原夫四塵五蔭〔一〕,剖析形有;六舟三駕〔二〕,運載群生:萬行歸空,千門入善〔三〕,辯才智惠〔四〕,豈徒七經、百氏之博哉〔五〕?明非堯、舜、周、孔所及也〔六〕。內外兩教〔七〕,本為一體,漸積為異〔八〕,深淺不同。內典初門,設五種禁〔九〕;外典仁義禮智信,皆與之符〔一〇〕。仁者,不殺之禁也;義者,不盜之禁也;禮者,不邪之禁也;智者,不酒之禁也〔一一〕;信者,不妄之禁也〔一二〕。至如畋狩軍旅,燕享刑罰〔一三〕,因民之性〔一四〕,不可卒除〔一五〕,就為之節,使不淫濫爾。歸周、孔而背釋宗,何其迷也〔一六〕!

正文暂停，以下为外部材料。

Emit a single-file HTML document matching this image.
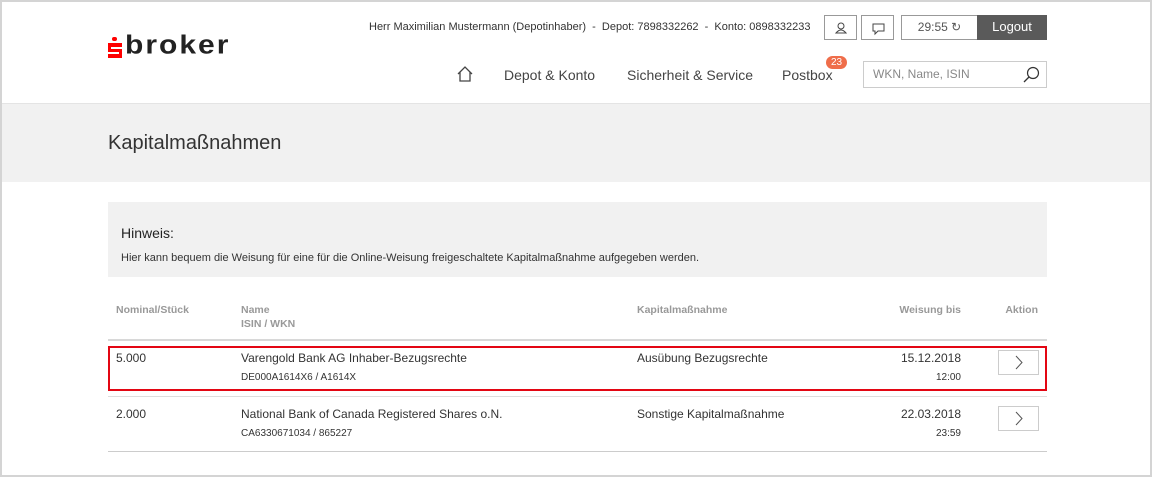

  〔一〕原本不分段,磧砂藏經廣弘明集三引此分段,今從之。續家訓無字。廣弘明集。盧文弨曰:楞嚴經:我今觀此,浮根四塵,只在我面,如是識心,實居身內。注:四塵,色、香、味、觸也。五蔭即五陰,亦名五蘊。心經:照見五蘊皆空。注:五蘊者,色與受、想、行、識也。五者皆能蓋覆真性,封蔀妙明,故總謂之蘊。亦名五陰,亦名五眾。’”器案:佛書有五陰譬喻,謂以聚沫喻色,水中泡喻痛,熱時欿喻想,芭蕉喻行,幻喻識,言皆空虛也。

  〔二〕徐鯤曰:唐釋道宣廣弘明集十五梁晉安王綱菩提樹頌敘云:海度六舟,城安四攝。又十九卷蕭子顯禦講金字摩訶般若波羅蜜經敘云:百福殊相,入同無生,萬善異流,俱會平等。故能導群盲而並驅,方六舟而俱濟。案六舟即六波羅蜜也。劉孝標注世說新語文學篇:波羅蜜,此言到彼岸也。經言到者有六焉:一曰檀,檀者,施也;二曰屍羅,屍羅者,持戒也;三曰羼提,羼提者,忍辱也;四曰毘梨耶,毘梨耶者,精進也;五曰禪,禪者,定也;六曰般若,般若者,智能也。然則五者為舟,般若為導,導則俱絕有相之流,升無相之彼岸也。又按:六波羅蜜亦稱六度,詳見釋藏六度集經。梁簡文帝大法頌序云:出五險之聚,升六度之舟。’”嚴式誨曰:陳宣帝懺文:登六度舟,入三昧海。’”盧文弨曰:梁簡文帝唱導文:帝釋淵廣,泛波若之舟;淨居深沈,駕牛車之美。王勃龍華寺碑:四門幽辟,顧非相而遲回;三駕晨嚴,臨有為而出頓。案:三駕即三乘,見法華經。羊車喻聲聞乘,鹿車喻緣覺乘,牛車喻菩薩乘。向楚先生曰:案經譬喻品:佛說火宅,喻賜諸子,三車而出。火宅經云:羊車、鹿車、牛車,競共馳走,爭出火宅。偈云:當以三車,隨汝所欲。又云:有大白牛,肥壯多力,形體姝好,以駕寶車,多諸儐從,而侍衛之,是以妙車等賜諸子。是三駕即三車也。器案:楊炯盂蘭盆賦:上可以薦元符於七廟,下可以納群動于三車。李紳題法華寺五言二十韻:指喻三車覺,開迷五陰纏。三駕三車,隨文切響,其本柢要以三乘為正,三乘具如盧說,向氏所舉大白牛車,則以喻一佛乘,言如來以三乘導人,而以大乘為度脫也。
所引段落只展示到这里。